A pretty standard plot yields a timeless adventure flick with great characters, incredible action sequences, one of which has the most gruesome and creative death scene in any PG-rated movie ever, an unforgettable soundtrack which was sampled in trailers for other movies for many years, and some of the best visual effects ever seen at the time, effects that still stand up quite well to the digitally empowered movies of today.
Back then, just about every movie that was even mildly popular with the kids got a video game incarnation, usually on NES. And Willow was indeed pretty popular with children, and therefore, received several video game adaptions.
Willow – Amiga, Commodore 64, Atari ST, IBM PC (1988)
The first interactive incarnation of Willow was developed by Mindscape for several home computer platforms, and consists of five mini-games, each based off scenes from the movie and all of them atrocious. One is a first person dungeon navigation maze, but if you step into the wrong room, you lose and need to start from scratch. Awesome! There’s another first person segment where you’re sliding through an ice maze and need to decide when you turn down different tunnels. Make the wrong decisions and you lose. Double awesome! At least the animation here is kind of impressive for the computer at the time.

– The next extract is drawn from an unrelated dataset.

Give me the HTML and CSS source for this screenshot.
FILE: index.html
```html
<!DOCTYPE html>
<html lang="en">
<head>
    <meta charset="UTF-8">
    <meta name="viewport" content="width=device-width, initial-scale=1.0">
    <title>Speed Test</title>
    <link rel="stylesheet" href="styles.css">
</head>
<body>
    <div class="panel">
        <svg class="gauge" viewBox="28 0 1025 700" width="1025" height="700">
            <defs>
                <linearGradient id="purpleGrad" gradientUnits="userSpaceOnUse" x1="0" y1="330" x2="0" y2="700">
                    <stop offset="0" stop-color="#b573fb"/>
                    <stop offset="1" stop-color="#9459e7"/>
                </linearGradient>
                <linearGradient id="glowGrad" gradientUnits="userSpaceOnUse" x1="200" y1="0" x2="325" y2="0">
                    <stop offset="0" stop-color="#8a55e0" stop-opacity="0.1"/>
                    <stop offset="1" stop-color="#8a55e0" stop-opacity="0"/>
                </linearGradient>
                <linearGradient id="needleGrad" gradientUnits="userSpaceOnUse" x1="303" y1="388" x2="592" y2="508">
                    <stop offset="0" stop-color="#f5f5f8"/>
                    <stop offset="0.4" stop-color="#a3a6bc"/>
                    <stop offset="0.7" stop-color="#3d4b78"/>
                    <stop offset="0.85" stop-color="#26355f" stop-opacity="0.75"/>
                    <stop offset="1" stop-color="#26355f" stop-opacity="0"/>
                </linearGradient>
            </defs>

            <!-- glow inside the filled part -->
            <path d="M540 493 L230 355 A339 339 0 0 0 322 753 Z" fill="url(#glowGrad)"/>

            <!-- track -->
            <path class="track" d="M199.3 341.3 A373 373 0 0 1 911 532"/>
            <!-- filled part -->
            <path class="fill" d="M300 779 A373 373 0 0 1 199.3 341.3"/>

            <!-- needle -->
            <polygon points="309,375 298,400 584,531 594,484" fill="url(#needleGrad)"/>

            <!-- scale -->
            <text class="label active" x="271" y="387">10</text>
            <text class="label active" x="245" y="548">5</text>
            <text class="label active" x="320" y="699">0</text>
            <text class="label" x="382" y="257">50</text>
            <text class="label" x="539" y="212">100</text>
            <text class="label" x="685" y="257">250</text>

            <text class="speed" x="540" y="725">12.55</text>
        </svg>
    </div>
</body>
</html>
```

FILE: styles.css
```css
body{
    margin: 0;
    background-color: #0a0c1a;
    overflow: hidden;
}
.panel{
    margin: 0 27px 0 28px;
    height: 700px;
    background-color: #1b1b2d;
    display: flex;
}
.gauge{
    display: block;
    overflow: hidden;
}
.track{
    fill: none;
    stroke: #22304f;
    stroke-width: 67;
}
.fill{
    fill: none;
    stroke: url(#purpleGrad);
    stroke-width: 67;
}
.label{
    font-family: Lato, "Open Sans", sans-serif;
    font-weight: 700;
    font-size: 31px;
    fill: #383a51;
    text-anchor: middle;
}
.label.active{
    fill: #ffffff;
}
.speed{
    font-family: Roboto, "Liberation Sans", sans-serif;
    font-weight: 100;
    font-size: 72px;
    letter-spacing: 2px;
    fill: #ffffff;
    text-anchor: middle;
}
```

There’s also an overhead segment where you play as Willow in a forest and need to avoid a horse of enemy soldiers coming at you. You can throw stones at them, at least, but the controls are so horrible that they suck any fun out of it. There’s another action-based sidescrolling scene where you play as Madmartigan storming the castle. It’s about as simplistic as it can get – similar to Yie Ar Kung Fu II, you jump over incoming projectiles, then fight off enemies one at a time. This also controls terribly, and is also not at all fun.
Finally, there’s a level where you need to cast a magic spell on a rat. Choose the wrong symbols and – hey, guess what, you lose. At least you can pick and choose which stages to go through if you get sick of them. But otherwise, this is all pretty terrible.